I’d like to say right off the bat that I haven’t figured out how to avoid days like this. But I am learning to control how I handle them a little better. Growing up helped a little. Developing some self-awareness helped more. Learning to pay attention to the fact that every single one of my words and actions impact those around me helped a lot. Yoga has played a huge role in helping me develop these skills and levels of maturity. The concentration, mental presence, heightened self-awareness and focus required of me on my mat have translated directly into my life.

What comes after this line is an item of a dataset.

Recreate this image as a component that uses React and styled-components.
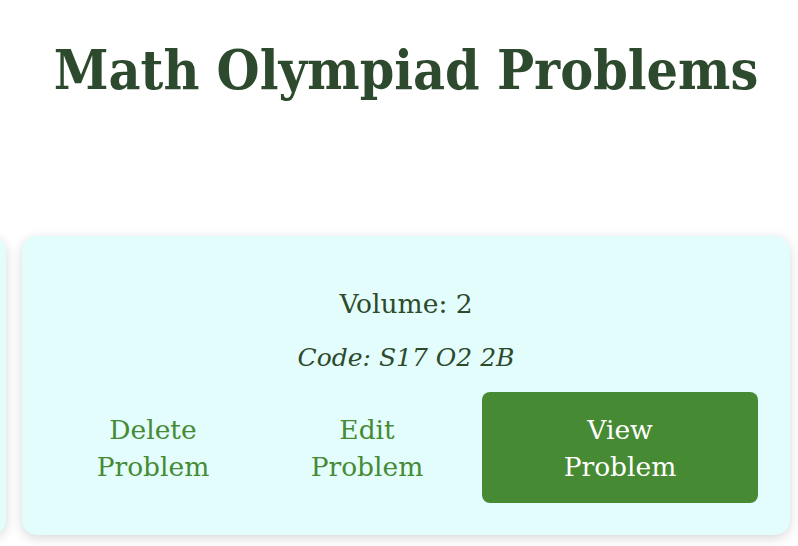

My time on my mat has helped in other ways too. Moving and breathing through yoga asana is calming. It’s settling. And it’s a fabulous release of tension and inner-yuck. Simply taking some time (a few minutes or an hour or two) to mentally and physically step out of the swirl of life is refreshing. It can reset a grumpy mood. It can reveal a solution to a problem that you hadn’t before considered. It can give you the space to get over not getting your way. It can also give you the space to see the benefits of the way things did work out. It turns out that moving and breathing on a yoga mat can help get us back on our best behavior.
Because I sometimes fall when practicing yoga on my mat, I know that messing up off my mat is to be expected. I know that one grumpy day is not a sign of failure. It’s just one grumpy day. Which leaves me feeling more hopeful in the wake of my girls’ bicker-filled yesterday. Perhaps we’re not doomed to an endless summer of picking on one another. Today is a brand new day, after all!